Published July 2, 2025Updated July 3, 2025, 10:04 a.m. ET
Patricia Peterson, the fashion editor of The New York Times during a distant era when hemlines made headlines and women in pantsuits were considered controversial — trends she tracked with enthusiasm and humor — died on June 15 at her home on the Upper East Side of Manhattan. She was 99.
Her daughter, Annika Peterson, confirmed the death.
Ms. Peterson joined The Times in 1956, when so-called women’s news appeared under the heading “Food, Fashions, Family, Furnishings,” and the all-female department covering it was tucked away on the ninth floor of the paper’s headquarters on West 43rd Street, far from the main newsroom, on the third floor.

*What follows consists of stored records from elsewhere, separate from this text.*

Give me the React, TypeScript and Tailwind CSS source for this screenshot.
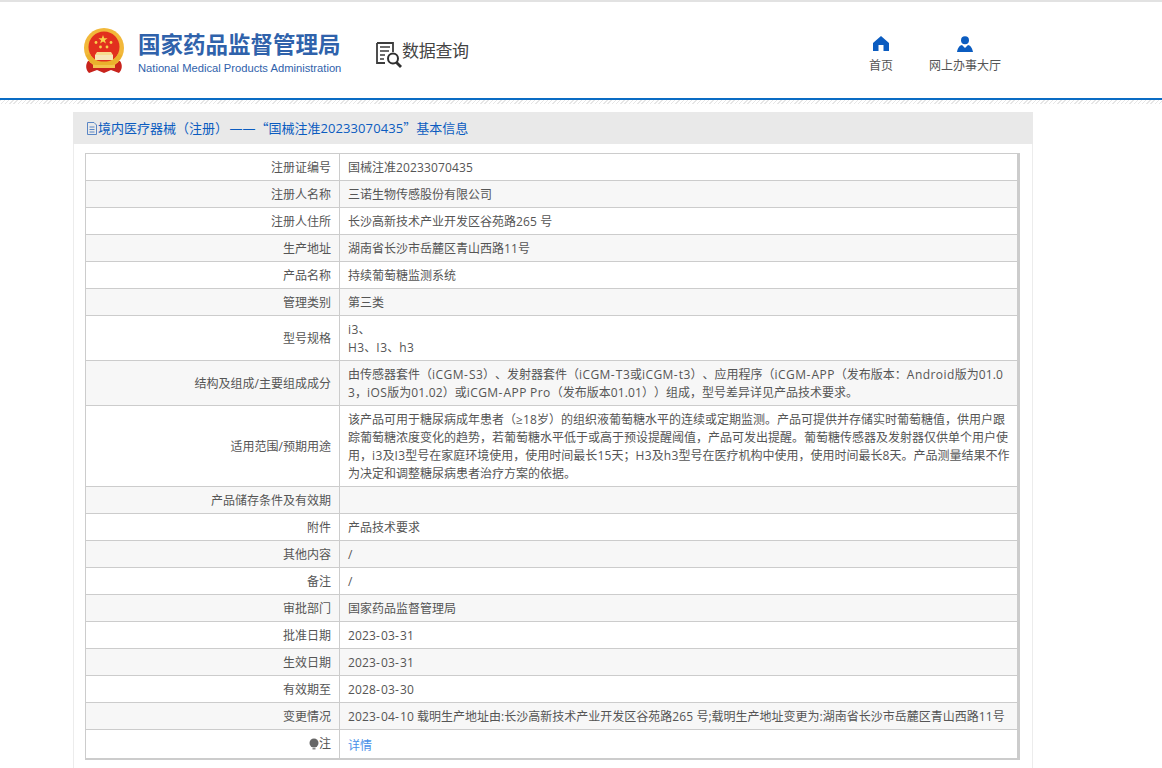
import React from "react";

const FONT = "font-['Open_Sans','Noto_Sans_CJK_SC',sans-serif]";

const rows: { label: string; value: string }[] = [
  { label: "注册证编号", value: "国械注准20233070435" },
  { label: "注册人名称", value: "三诺生物传感股份有限公司" },
  { label: "注册人住所", value: "长沙高新技术产业开发区谷苑路265 号" },
  { label: "生产地址", value: "湖南省长沙市岳麓区青山西路11号" },
  { label: "产品名称", value: "持续葡萄糖监测系统" },
  { label: "管理类别", value: "第三类" },
  { label: "型号规格", value: "i3、\nH3、I3、h3" },
  {
    label: "结构及组成/主要组成成分",
    value: "由传感器套件（iCGM-S3）、发射器套件（iCGM-T3或iCGM-t3）、应用程序（iCGM-APP（发布版本：Android版为01.0\n3，iOS版为01.02）或iCGM-APP Pro（发布版本01.01））组成，型号差异详见产品技术要求。",
  },
  {
    label: "适用范围/预期用途",
    value: "该产品可用于糖尿病成年患者（≥18岁）的组织液葡萄糖水平的连续或定期监测。产品可提供并存储实时葡萄糖值，供用户跟\n踪葡萄糖浓度变化的趋势，若葡萄糖水平低于或高于预设提醒阈值，产品可发出提醒。葡萄糖传感器及发射器仅供单个用户使\n用，i3及I3型号在家庭环境使用，使用时间最长15天；H3及h3型号在医疗机构中使用，使用时间最长8天。产品测量结果不作\n为决定和调整糖尿病患者治疗方案的依据。",
  },
  { label: "产品储存条件及有效期", value: "" },
  { label: "附件", value: "产品技术要求" },
  { label: "其他内容", value: "/" },
  { label: "备注", value: "/" },
  { label: "审批部门", value: "国家药品监督管理局" },
  { label: "批准日期", value: "2023-03-31" },
  { label: "生效日期", value: "2023-03-31" },
  { label: "有效期至", value: "2028-03-30" },
  { label: "变更情况", value: "2023-04-10 载明生产地址由:长沙高新技术产业开发区谷苑路265 号;载明生产地址变更为:湖南省长沙市岳麓区青山西路11号" },
];

function Mixed({ text }: { text: string }) {
  return (
    <>
      {text.split(/([A-Za-z]+|[0-9.]+|-)/).map((part, i) => {
        if (i % 2 === 0) return part;
        if (part === "-") return <span key={i} className="tracking-[1.1px]">{part}</span>;
        if (/[A-Za-z]/.test(part)) return <span key={i} className="tracking-[0.45px]">{part}</span>;
        return <span key={i} className="tracking-[0.14px]">{part}</span>;
      })}
    </>
  );
}

function Emblem() {
  return (
    <svg width="44" height="46" viewBox="0 0 44 46" className="block">
      <path d="M6 33 C3 37 4 42 7 45 L15 42 L22 45 L29 42 L37 45 C40 42 41 37 38 33 Z" fill="#c8231c" />
      <circle cx="22" cy="20" r="20" fill="#f2b83a" />
      <circle cx="22" cy="19" r="15.5" fill="#e2301e" />
      <polygon points="21,7 22.2,10.2 25.6,10.2 22.9,12.3 23.9,15.6 21,13.6 18.1,15.6 19.1,12.3 16.4,10.2 19.8,10.2" fill="#f8d34a" />
      <circle cx="14" cy="14.5" r="1.4" fill="#f8d34a" />
      <circle cx="29" cy="14.5" r="1.4" fill="#f8d34a" />
      <circle cx="18.5" cy="19" r="1.4" fill="#f8d34a" />
      <circle cx="25" cy="19" r="1.4" fill="#f8d34a" />
      <path d="M15 24 H29 L31 27 H13 Z" fill="#f7dc8e" />
      <rect x="13" y="27" width="18" height="5" fill="#f7e7b8" />
      <path d="M4 27 C7 36 15 38 22 38 C29 38 37 36 40 27 L36 26 C33 32 28 33.5 22 33.5 C16 33.5 11 32 8 26 Z" fill="#eab12c" />
      <path d="M11 37 H33 V40 H11 Z" fill="#f3c44c" />
    </svg>
  );
}

function QueryIcon() {
  return (
    <svg width="26" height="26" viewBox="0 0 26 26" className="block" fill="none">
      <path d="M1 1 H17 V10 M1 1 V21 H9" stroke="#3c3c3c" strokeWidth="1.8" />
      <path d="M4 5 H14 M4 9 H13 M4 13 H9 M4 17 H8" stroke="#3c3c3c" strokeWidth="1.6" />
      <circle cx="17" cy="16.5" r="5" stroke="#2f2f2f" strokeWidth="2" />
      <path d="M20.5 20.5 L25 25" stroke="#2f2f2f" strokeWidth="2.8" />
    </svg>
  );
}

export default function App() {
  return (
    <div className={`${FONT} h-[768px] overflow-hidden bg-white text-[12px] text-[#555] [text-spacing-trim:space-all]`}>
      <header className="border-t-2 border-[#e2e2e2]">
        <div className="h-[96px] flex items-start">
          <div className="ml-[82px] mt-[26px]"><Emblem /></div>
          <div className="ml-[12px] mt-[28px] w-[238px]">
            <div className="text-[22.5px] leading-[30px] font-bold text-[#2f62ab] whitespace-nowrap">国家药品监督管理局</div>
            <div className="text-[11.2px] leading-[14px] mt-[1px] text-[#2f62ab] whitespace-nowrap font-['Liberation_Sans',sans-serif]">National Medical Products Administration</div>
          </div>
          <div className="mt-[40px]"><QueryIcon /></div>
          <div className="mt-[36px] text-[17px] tracking-[-0.3px] leading-[26px] text-[#444] whitespace-nowrap">数据查询</div>
          <nav className="ml-auto mr-[161px] mt-[34px] flex gap-[36px]">
            <div className="flex flex-col items-center">
              <svg width="16" height="15" viewBox="0 0 16 15" className="block"><path d="M8 0 L16 7 V15 H10.5 V9 H5.5 V15 H0 V7 Z" fill="#0b5cc0" /></svg>
              <div className="mt-[7px] leading-[16px] text-[#555]">首页</div>
            </div>
            <div className="flex flex-col items-center">
              <svg width="16" height="16" viewBox="0 0 16 16" className="block"><circle cx="8" cy="4.2" r="4" fill="#0b5cc0" /><path d="M0 16 C1 11 3 9.5 5 9 L8 12 L11 9 C13 9.5 15 11 16 16 Z" fill="#0b5cc0" /></svg>
              <div className="mt-[6px] leading-[16px] text-[#555]">网上办事大厅</div>
            </div>
          </nav>
        </div>
        <div className="border-t-2 border-[#0a6cc4] h-[6px] bg-[repeating-linear-gradient(135deg,#e6e6e6_0_1px,transparent_1px_3px)]" />
      </header>

      <main className="mx-[73px] w-[960px] mt-[8px] border-x border-[#ececec] pb-[20px]">
        <h1 className="-mx-px h-[32px] pt-px bg-[#e9e9e9] flex items-center pl-[13px] text-[13px] font-normal text-[#0b5cc0] whitespace-pre">
          <svg width="12" height="13" viewBox="0 0 12 13" fill="none" className="block shrink-0"><path d="M1.5 .5 H8 L10.5 3 V12.5 H1.5 Z M3.5 5 H8.5 M3.5 7.5 H8.5 M3.5 10 H8.5" stroke="#5a86c5" /></svg>
          <span>境内医疗器械（注册） <span className="-ml-[2px]">——</span><span className="font-['Noto_Sans_CJK_SC',sans-serif]">“</span>国械注准<span className="tracking-[0.1px]">20233070435</span><span className="font-['Noto_Sans_CJK_SC',sans-serif]">”</span>基本信息</span>
        </h1>
        <div className="mt-[9px] ml-[11px] w-[935px] border border-[#ccc] border-r-[3px] border-b-2">
          {rows.map((r, i) => (
            <div key={i} className={`flex border-b border-[#ccc] ${i % 2 ? "bg-[#f7f7f7]" : "bg-white"}`}>
              <div className="w-[254px] shrink-0 flex items-center justify-end pt-px pr-[8px] border-r border-[#ccc]">{r.label}</div>
              <div className="flex-1 px-[8px] pt-[5px] pb-[3px] leading-[18px] min-h-[26px] whitespace-pre flex flex-col justify-center">
                {r.value.split("\n").map((line, j) => (
                  <div key={j}><Mixed text={line} /></div>
                ))}
              </div>
            </div>
          ))}
          <div className="flex">
            <div className="w-[254px] shrink-0 flex items-center justify-end pr-[8px] border-r border-[#ccc]">
              <svg width="10" height="12" viewBox="0 0 10 12" className="block"><circle cx="5" cy="5" r="4.5" fill="#666" /><rect x="3.5" y="10" width="3" height="1.5" fill="#888" /></svg>
              注
            </div>
            <div className="flex-1 px-[8px] h-[28px] pt-[3px] flex items-center text-[#4a90e8]">详情</div>
          </div>
        </div>
      </main>
    </div>
  );
}
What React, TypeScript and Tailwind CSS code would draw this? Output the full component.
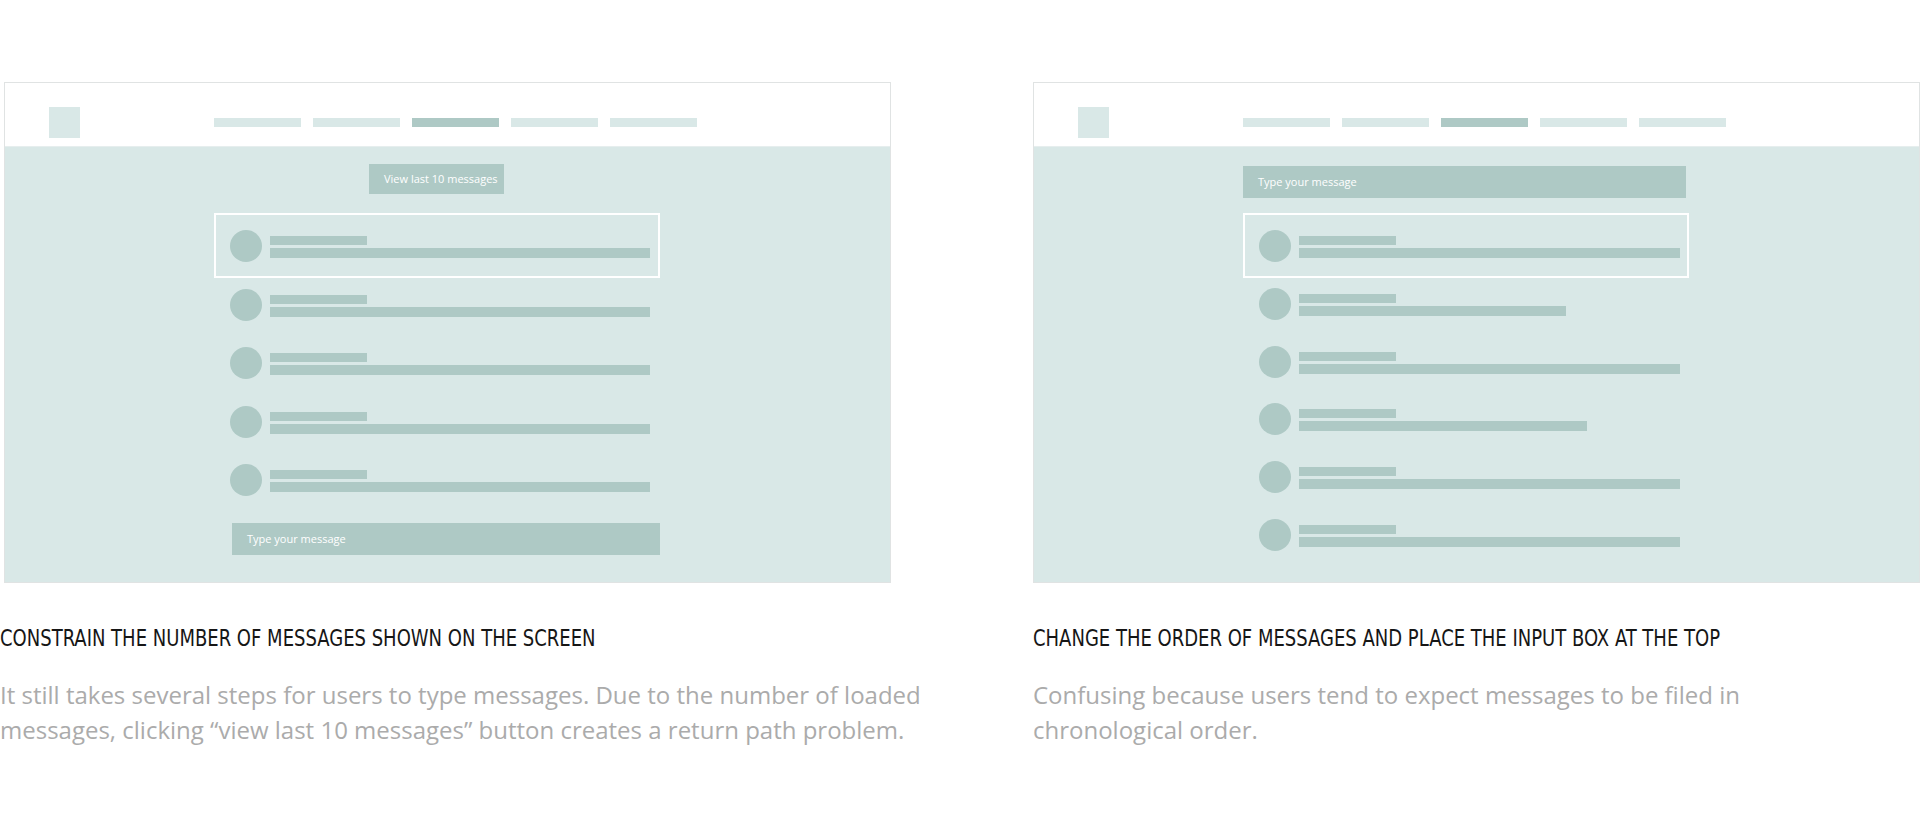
const TEAL = "bg-[#d9e8e7]";
const DARK = "bg-[#aec9c5]";

const Header = () => (
  <div className="h-[64px] pt-4 flex items-center bg-white border-b border-[#e6eeee]">
    <div className={`w-[31px] h-[31px] ml-[44px] ${TEAL}`} />
    <div className="flex gap-[12px] ml-[134px]">
      {[0, 1, 2, 3, 4].map((i) => (
        <div key={i} className={`w-[87px] h-[9px] ${i === 2 ? DARK : TEAL}`} />
      ))}
    </div>
  </div>
);

const MessageRow = ({ width, selected }: { width: number; selected?: boolean }) => (
  <div
    className={
      selected
        ? "w-[446px] -mt-[17px] -mb-[16px] pt-[15px] pb-[14px] pl-[14px] pr-[8px] border-2 border-white flex gap-[8px]"
        : "w-[446px] pl-[16px] pr-[10px] flex gap-[8px]"
    }
  >
    <div className={`w-[32px] h-[32px] rounded-full shrink-0 ${DARK}`} />
    <div className="flex flex-col pt-[6px] gap-[3px]">
      <div className={`w-[97px] h-[9px] ${DARK}`} />
      <div className={`h-[10px] ${DARK}`} style={{ width }} />
    </div>
  </div>
);

const Input = ({ w }: { w: string }) => (
  <div className={`${w} h-[32px] ${DARK} flex items-center pl-[15px] text-[11px] text-white font-['Open_Sans',sans-serif]`}>
    Type your message
  </div>
);

const Frame = ({ children }: { children: React.ReactNode }) => (
  <div className={`w-[887px] h-[501px] border border-[#e0e3e3] ${TEAL} flex flex-col`}>
    <Header />
    {children}
  </div>
);

const Caption = ({ title, lines }: { title: string; lines: string[] }) => (
  <div className="mt-[40px]">
    <h3 className="text-[23px] leading-[30px] text-[#161616] font-['DejaVu_Sans_Condensed','DejaVu_Sans',sans-serif] [font-stretch:condensed] font-light whitespace-nowrap scale-x-[0.87] origin-left">
      {title}
    </h3>
    <p className="mt-[24px] text-[24px] leading-[35px] text-[#ababab] font-['Open_Sans',sans-serif] whitespace-nowrap">
      {lines.map((l, i) => (
        <span key={i} className="block">{l}</span>
      ))}
    </p>
  </div>
);

export default function App() {
  return (
    <div className="w-[1920px] h-[820px] bg-white flex pt-[82px] overflow-hidden">
      <div className="w-[1033px] shrink-0">
        <div className="ml-[4px]">
          <Frame>
            <div className="pl-[209px] pt-[17px] flex flex-col">
              <div className={`ml-[155px] w-[135px] h-[30px] ${DARK} flex items-center pl-[15px] text-[11px] text-white font-['Open_Sans',sans-serif]`}>
                View last 10 messages
              </div>
              <div className="mt-[36px] flex flex-col gap-[26.5px]">
                <MessageRow width={380} selected />
                <MessageRow width={380} />
                <MessageRow width={380} />
                <MessageRow width={380} />
                <MessageRow width={380} />
              </div>
              <div className="mt-[27px] ml-[18px]">
                <Input w="w-[428px]" />
              </div>
            </div>
          </Frame>
        </div>
        <Caption
          title="CONSTRAIN THE NUMBER OF MESSAGES SHOWN ON THE SCREEN"
          lines={[
            "It still takes several steps for users to type messages. Due to the number of loaded",
            "messages, clicking \u201cview last 10 messages\u201d button creates a return path problem.",
          ]}
        />
      </div>
      <div className="flex-1">
        <Frame>
          <div className="pl-[209px] pt-[19px] flex flex-col">
            <Input w="w-[443px]" />
            <div className="mt-[32px] flex flex-col gap-[25.8px]">
              <MessageRow width={381} selected />
              <MessageRow width={267} />
              <MessageRow width={381} />
              <MessageRow width={288} />
              <MessageRow width={381} />
              <MessageRow width={381} />
            </div>
          </div>
        </Frame>
        <Caption
          title="CHANGE THE ORDER OF MESSAGES AND PLACE THE INPUT BOX AT THE TOP"
          lines={[
            "Confusing because users tend to expect messages to be filed in",
            "chronological order.",
          ]}
        />
      </div>
    </div>
  );
}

But she was in distinguished company. Her colleagues included Gloria Emerson, who would go on to cover the Vietnam War; Phyllis Lee Levin, who wrote biographies of the first ladies Abigail Adams and Edith Wilson; and Nan Robertson, who became a Washington correspondent and a Pulitzer Prize winner.
Male reporters and editors rarely ventured upstairs. “It was as if we kept the measles up on the ninth floor,” Ms. Levin was quoted as saying in a Times article in 2018.
But the women knew that they were documenting a changing culture, and that those changes were often expressed in fashion.
“That was what was so exciting about fashion,” Ms. Peterson said in 1989 for an oral history of the paper. “It wasn’t just Seventh Avenue or Paris, it was life around us.”